• [Information provided]
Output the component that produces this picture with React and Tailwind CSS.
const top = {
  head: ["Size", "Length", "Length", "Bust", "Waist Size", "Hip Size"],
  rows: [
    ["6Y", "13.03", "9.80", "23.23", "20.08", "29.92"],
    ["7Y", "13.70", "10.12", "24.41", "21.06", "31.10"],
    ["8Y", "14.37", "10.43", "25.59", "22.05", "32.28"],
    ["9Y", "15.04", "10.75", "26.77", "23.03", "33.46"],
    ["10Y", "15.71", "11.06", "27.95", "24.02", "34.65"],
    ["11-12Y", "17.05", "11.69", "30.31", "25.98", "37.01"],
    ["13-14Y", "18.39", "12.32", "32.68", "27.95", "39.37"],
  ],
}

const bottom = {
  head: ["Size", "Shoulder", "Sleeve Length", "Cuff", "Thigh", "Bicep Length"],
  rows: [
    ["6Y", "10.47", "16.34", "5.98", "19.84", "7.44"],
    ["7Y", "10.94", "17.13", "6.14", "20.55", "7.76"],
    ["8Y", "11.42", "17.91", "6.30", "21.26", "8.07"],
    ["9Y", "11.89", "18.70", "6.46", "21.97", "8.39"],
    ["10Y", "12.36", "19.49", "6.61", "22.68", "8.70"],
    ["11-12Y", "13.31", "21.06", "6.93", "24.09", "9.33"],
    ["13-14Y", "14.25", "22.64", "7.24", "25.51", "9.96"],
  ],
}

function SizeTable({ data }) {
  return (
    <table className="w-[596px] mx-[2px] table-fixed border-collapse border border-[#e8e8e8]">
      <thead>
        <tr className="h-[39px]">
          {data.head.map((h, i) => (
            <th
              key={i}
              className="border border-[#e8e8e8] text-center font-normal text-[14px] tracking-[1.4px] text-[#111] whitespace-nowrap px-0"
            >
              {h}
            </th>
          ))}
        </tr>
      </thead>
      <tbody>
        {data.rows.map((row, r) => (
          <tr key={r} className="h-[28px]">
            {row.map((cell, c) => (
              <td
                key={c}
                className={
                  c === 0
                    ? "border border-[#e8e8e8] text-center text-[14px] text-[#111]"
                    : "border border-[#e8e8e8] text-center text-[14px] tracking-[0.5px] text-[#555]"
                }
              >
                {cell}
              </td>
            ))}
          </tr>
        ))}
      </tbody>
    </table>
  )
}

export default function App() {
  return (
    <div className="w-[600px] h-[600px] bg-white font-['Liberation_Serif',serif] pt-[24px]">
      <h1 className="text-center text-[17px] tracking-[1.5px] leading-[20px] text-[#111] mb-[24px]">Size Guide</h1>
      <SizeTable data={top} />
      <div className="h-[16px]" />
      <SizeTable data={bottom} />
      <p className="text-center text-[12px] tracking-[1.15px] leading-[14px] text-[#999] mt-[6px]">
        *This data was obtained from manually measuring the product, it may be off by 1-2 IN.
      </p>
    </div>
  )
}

• [Goal of the exercise] Take the listing above and write it out again exactly.

• [Task response]
Output the component that produces this picture with React and Tailwind CSS.
const top = {
  head: ["Size", "Length", "Length", "Bust", "Waist Size", "Hip Size"],
  rows: [
    ["6Y", "13.03", "9.80", "23.23", "20.08", "29.92"],
    ["7Y", "13.70", "10.12", "24.41", "21.06", "31.10"],
    ["8Y", "14.37", "10.43", "25.59", "22.05", "32.28"],
    ["9Y", "15.04", "10.75", "26.77", "23.03", "33.46"],
    ["10Y", "15.71", "11.06", "27.95", "24.02", "34.65"],
    ["11-12Y", "17.05", "11.69", "30.31", "25.98", "37.01"],
    ["13-14Y", "18.39", "12.32", "32.68", "27.95", "39.37"],
  ],
}

const bottom = {
  head: ["Size", "Shoulder", "Sleeve Length", "Cuff", "Thigh", "Bicep Length"],
  rows: [
    ["6Y", "10.47", "16.34", "5.98", "19.84", "7.44"],
    ["7Y", "10.94", "17.13", "6.14", "20.55", "7.76"],
    ["8Y", "11.42", "17.91", "6.30", "21.26", "8.07"],
    ["9Y", "11.89", "18.70", "6.46", "21.97", "8.39"],
    ["10Y", "12.36", "19.49", "6.61", "22.68", "8.70"],
    ["11-12Y", "13.31", "21.06", "6.93", "24.09", "9.33"],
    ["13-14Y", "14.25", "22.64", "7.24", "25.51", "9.96"],
  ],
}

function SizeTable({ data }) {
  return (
    <table className="w-[596px] mx-[2px] table-fixed border-collapse border border-[#e8e8e8]">
      <thead>
        <tr className="h-[39px]">
          {data.head.map((h, i) => (
            <th
              key={i}
              className="border border-[#e8e8e8] text-center font-normal text-[14px] tracking-[1.4px] text-[#111] whitespace-nowrap px-0"
            >
              {h}
            </th>
          ))}
        </tr>
      </thead>
      <tbody>
        {data.rows.map((row, r) => (
          <tr key={r} className="h-[28px]">
            {row.map((cell, c) => (
              <td
                key={c}
                className={
                  c === 0
                    ? "border border-[#e8e8e8] text-center text-[14px] text-[#111]"
                    : "border border-[#e8e8e8] text-center text-[14px] tracking-[0.5px] text-[#555]"
                }
              >
                {cell}
              </td>
            ))}
          </tr>
        ))}
      </tbody>
    </table>
  )
}

export default function App() {
  return (
    <div className="w-[600px] h-[600px] bg-white font-['Liberation_Serif',serif] pt-[24px]">
      <h1 className="text-center text-[17px] tracking-[1.5px] leading-[20px] text-[#111] mb-[24px]">Size Guide</h1>
      <SizeTable data={top} />
      <div className="h-[16px]" />
      <SizeTable data={bottom} />
      <p className="text-center text-[12px] tracking-[1.15px] leading-[14px] text-[#999] mt-[6px]">
        *This data was obtained from manually measuring the product, it may be off by 1-2 IN.
      </p>
    </div>
  )
}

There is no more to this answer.